N. Diane (on herself): "Sex, right. What a joke. I always have to fake it. My parents always told me sex was disgusting just to keep me away from it. Guess it worked too good. I loathe sex. I just close my eyes and hope it is over soon. Why does sex have to be a part of marriage?"
O. Lou (on child support): "Hey, If I can't see the kids whenever I want to, I'm not going to send the check. I don't care what she says. I'll see my kids or I'll punish her by holding the child support."
P. Barbara (on being a university faculty member): "He told me that if I wrote an article he would support me for promotion. I did. He didn't. Sorry SOB! He said it wasn't in the 'right' kind of journal with the 'right' kind of circulation within the profession. He never specified this until after the fact. I hate this place!"
Q. Carmen (on relationship with husband): "We seem to be doing better now. The way I keep from fighting with Juan is to just ignore him. Seems to be working. I used to challenge everything. Now I just say 'ok' or 'whatever' and he leaves me alone."
R. Bob (on his daughter): "Who the hell do you think you are suggesting that I might have a role in this? As the parent, I have a right to tell Karla to 'do the dishes' or 'clean up your room,' or whatever. She doesn't do it because she is a lousy kid. Hey, I came here to get some help with HER, and you are turning this back on to me. Sorry, pal, but 'no can do'."
S. Bernice: I just don't get it. Every time she walks into my office there is an explosion. I feel attacked. As a colleague there are lots of things to discuss, but just why can't we discuss them rationally? I want to work with her, but there seems to be no way.
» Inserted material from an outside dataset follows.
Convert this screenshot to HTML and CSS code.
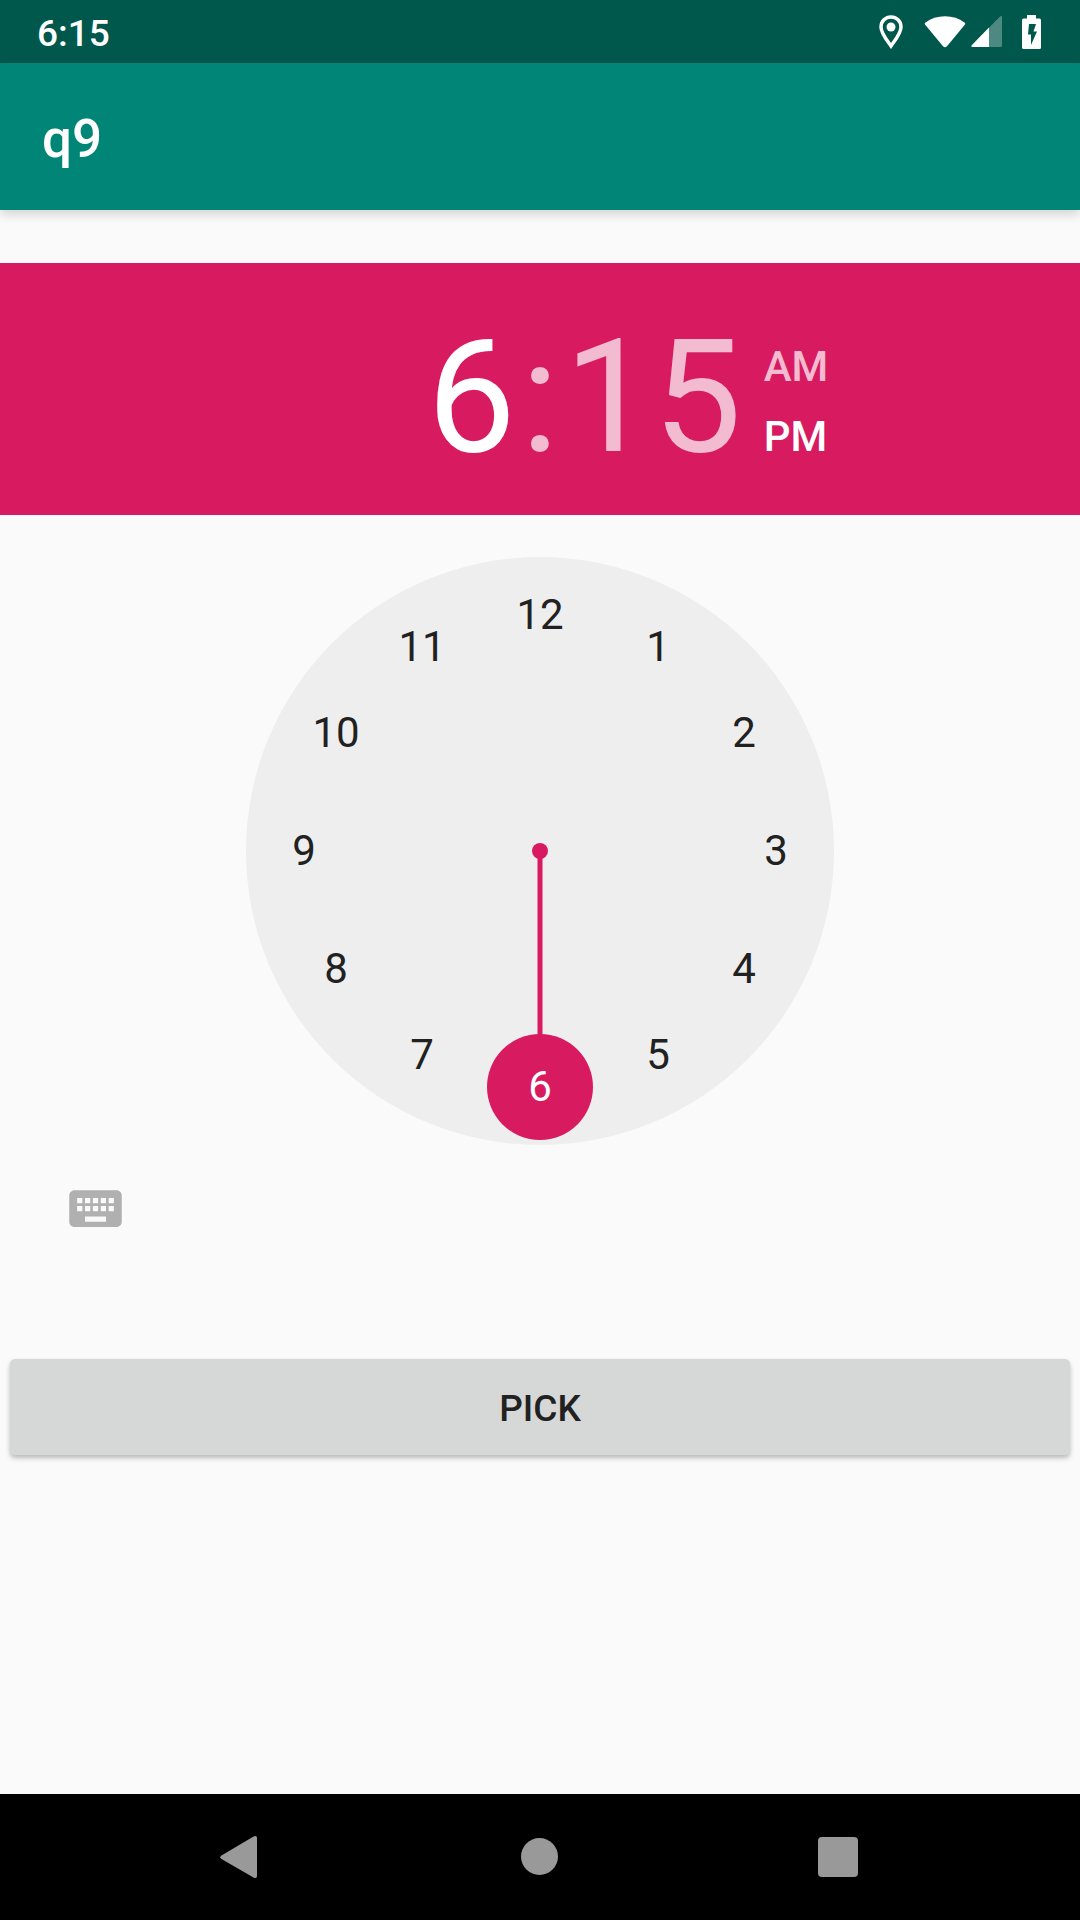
FILE: index.html
```html
<!DOCTYPE html>
<html lang="en">
<head>
<meta charset="utf-8">
<meta name="viewport" content="width=device-width, initial-scale=1">
<title>q9</title>
<link rel="stylesheet" href="styles.css">
</head>
<body>
<div class="status-bar">
  <span class="status-time">6:15</span>
  <div class="status-icons">
    <svg class="icon-location" width="24" height="34" viewBox="0 0 24 34" aria-hidden="true">
      <path d="M12 2C6.500 2 2 6.300 2 12C2 18.500 8.500 26 12 31C15.500 26 22 18.500 22 12C22 6.300 17.500 2 12 2Z" fill="none" stroke="#fff" stroke-width="3.500"/>
      <circle cx="12" cy="12" r="4.500" fill="#fff"/>
    </svg>
    <svg class="icon-wifi" width="42" height="32" viewBox="0 0 42 32" aria-hidden="true">
      <path d="M1.500 6.500C7 2.500 13.500 0.300 21 0.300S35 2.500 40.500 6.500Q41.800 7.500 40.800 8.800L23 30.300Q21 32.300 19 30.300L1.200 8.800Q0.200 7.500 1.500 6.500Z" fill="#fff"/>
    </svg>
    <svg class="icon-signal" width="32" height="32" viewBox="0 0 32 32" aria-hidden="true">
      <path d="M31 1.500V29.500Q31 31 29.500 31H1.500Q-0.500 31 1 29L28.500 1Q31 -1 31 1.500Z" fill="#fff" fill-opacity=".3"/>
      <path d="M18 11.500V31H1.500Q-0.500 31 1 29Z" fill="#fff"/>
    </svg>
    <svg class="icon-battery" width="20" height="34" viewBox="0 0 20 34" aria-hidden="true">
      <path d="M5 0H14V3.500H17.500Q19 3.500 19 5V32.500Q19 34 17.500 34H1.500Q0 34 0 32.500V5Q0 3.500 1.500 3.500H5ZM7 9L6 19.500H9V30L15 16.500H11.500L14 9Z" fill="#fff" fill-rule="evenodd"/>
    </svg>
  </div>
</div>
<header class="app-bar"><h1 class="app-title">q9</h1></header>
<main class="content">
  <section class="time-header" aria-label="Selected time">
    <button class="time-part hour" type="button">6</button>
    <span class="time-part">:</span>
    <div class="minute-group">
      <button class="time-part" type="button">15</button>
      <fieldset class="period">
        <label class="period-option"><input class="period-input" type="radio" name="period" value="am"><span>AM</span></label>
        <label class="period-option"><input class="period-input" type="radio" name="period" value="pm" checked><span>PM</span></label>
      </fieldset>
    </div>
  </section>
  <svg class="clock" viewBox="0 0 588 588" role="img" aria-label="Hour dial">
    <circle class="clock-face" cx="294" cy="294" r="294"/>
    <circle class="clock-accent" cx="294" cy="294" r="8"/>
    <path class="clock-hand" d="M294 294V480"/>
    <circle class="clock-accent" cx="294" cy="530" r="53"/>
    <g class="clock-numbers">
      <text x="294" y="72">12</text>
      <text x="412" y="104">1</text>
      <text x="498" y="190">2</text>
      <text x="530" y="308">3</text>
      <text x="498" y="426">4</text>
      <text x="412" y="512">5</text>
      <text class="selected" x="294" y="544">6</text>
      <text x="176" y="512">7</text>
      <text x="90" y="426">8</text>
      <text x="58" y="308">9</text>
      <text x="90" y="190">10</text>
      <text x="176" y="104">11</text>
    </g>
  </svg>
  <button class="keyboard-toggle" type="button" aria-label="Switch to text input">
    <svg width="63" height="63" viewBox="0 0 24 24" aria-hidden="true">
      <path d="M20 5H4c-1.100 0-1.990.9-1.990 2L2 17c0 1.100.9 2 2 2h16c1.100 0 2-.9 2-2V7c0-1.100-.9-2-2-2zm-9 3h2v2h-2V8zm0 3h2v2h-2v-2zM8 8h2v2H8V8zm0 3h2v2H8v-2zm-1 2H5v-2h2v2zm0-3H5V8h2v2zm9 7H8v-2h8v2zm0-4h-2v-2h2v2zm0-3h-2V8h2v2zm3 3h-2v-2h2v2zm0-3h-2V8h2v2z" fill="#b0b0b0"/>
    </svg>
  </button>
  <button class="pick-button" type="button">PICK</button>
</main>
<nav class="nav-bar" aria-label="System navigation">
  <button class="nav-button" type="button" aria-label="Back">
    <svg width="44" height="44" viewBox="0 0 44 44"><path d="M1.500 20.500L33.500 1.500Q37 0 37 3V41Q37 44 33.500 42.500L1.500 24Q-1 22 1.500 20.500Z" fill="#999"/></svg>
  </button>
  <button class="nav-button" type="button" aria-label="Home">
    <svg width="44" height="44" viewBox="0 0 44 44"><circle cx="21.500" cy="21.500" r="18.500" fill="#999"/></svg>
  </button>
  <button class="nav-button" type="button" aria-label="Recent apps">
    <svg width="44" height="44" viewBox="0 0 44 44"><rect x="2" y="2" width="40" height="40" rx="4" fill="#999"/></svg>
  </button>
</nav>
</body>
</html>
```
FILE: styles.css
```css
* {
  box-sizing: border-box;
}

body {
  margin: 0;
  min-height: 100vh;
  display: flex;
  flex-direction: column;
  background: #fafafa;
  color: #212121;
  font-family: Roboto, "Noto Sans", sans-serif;
}

button {
  margin: 0;
  padding: 0;
  border: 0;
  background: none;
  color: inherit;
  font: inherit;
}

svg {
  display: block;
}

.status-bar {
  display: flex;
  align-items: center;
  justify-content: space-between;
  height: 63px;
  padding: 0 38px 0 37px;
  background: #00574b;
  color: #fff;
}

.status-time {
  padding-top: 4px;
  font-size: 37px;
  font-weight: 500;
  line-height: 44px;
}

.status-icons {
  display: flex;
  align-items: center;
}

.icon-wifi {
  margin-left: 21px;
}

.icon-signal {
  margin-left: 5px;
}

.icon-battery {
  margin-left: 19px;
}

.app-bar {
  display: flex;
  align-items: center;
  height: 147px;
  padding: 0 42px;
  background: #008577;
  color: #fff;
  box-shadow: 0 4px 10px rgba(0, 0, 0, 0.16);
}

.app-title {
  margin: 0;
  padding-top: 5px;
  font-size: 53px;
  font-weight: 500;
  line-height: 62px;
}

.content {
  flex: 1;
  display: flex;
  flex-direction: column;
  padding-top: 53px;
}

.time-header {
  display: grid;
  grid-template-columns: 1fr auto 1fr;
  column-gap: 5px;
  align-items: center;
  height: 252px;
  padding-top: 15px;
  background: #d81b60;
  color: #f3bbd0;
}

.time-part {
  font-size: 158px;
  line-height: 186px;
}

.hour {
  justify-self: end;
  color: #fff;
}

.minute-group {
  display: flex;
  align-items: center;
}

.period {
  display: flex;
  flex-direction: column;
  gap: 20px;
  margin: 11px 0 0 22px;
  padding: 0;
  border: 0;
  font-size: 42px;
  font-weight: 500;
  line-height: 50px;
}

.period-option {
  display: flex;
}

.period-input {
  appearance: none;
  width: 0;
  margin: 0;
}

.period-input:checked + span {
  color: #fff;
}

.clock {
  align-self: center;
  width: 588px;
  max-width: 100%;
  margin-top: 42px;
}

.clock-face {
  fill: #eee;
}

.clock-accent {
  fill: #d81b60;
}

.clock-hand {
  stroke: #d81b60;
  stroke-width: 5px;
}

.clock-numbers {
  fill: #212121;
  font-size: 42px;
  text-anchor: middle;
}

.selected {
  fill: #fff;
}

.keyboard-toggle {
  align-self: flex-start;
  margin: 32px 64px 0;
}

.pick-button {
  height: 96px;
  margin: 119px 10px 0;
  padding-top: 4px;
  border-radius: 5px;
  background: #d6d8d7;
  box-shadow: 0 3px 5px rgba(0, 0, 0, 0.26);
  font-size: 37px;
  font-weight: 500;
  line-height: 44px;
}

.nav-bar {
  display: flex;
  align-items: center;
  justify-content: center;
  gap: 172px;
  height: 126px;
  background: #000;
}

.nav-button {
  display: flex;
  align-items: center;
  justify-content: center;
  width: 126px;
  height: 126px;
}
```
T. Sarah: Even with the opportunity for us to move, I don't see how this will really help much. We fight all the time and somehow we thought that if we were just in a house that it would all be better. This is like one of those "lets have a baby and we'll have to get along" deals, only there is not baby, just a house. I suspect that if we get into the house and don't get along, then we'll probably go for the baby.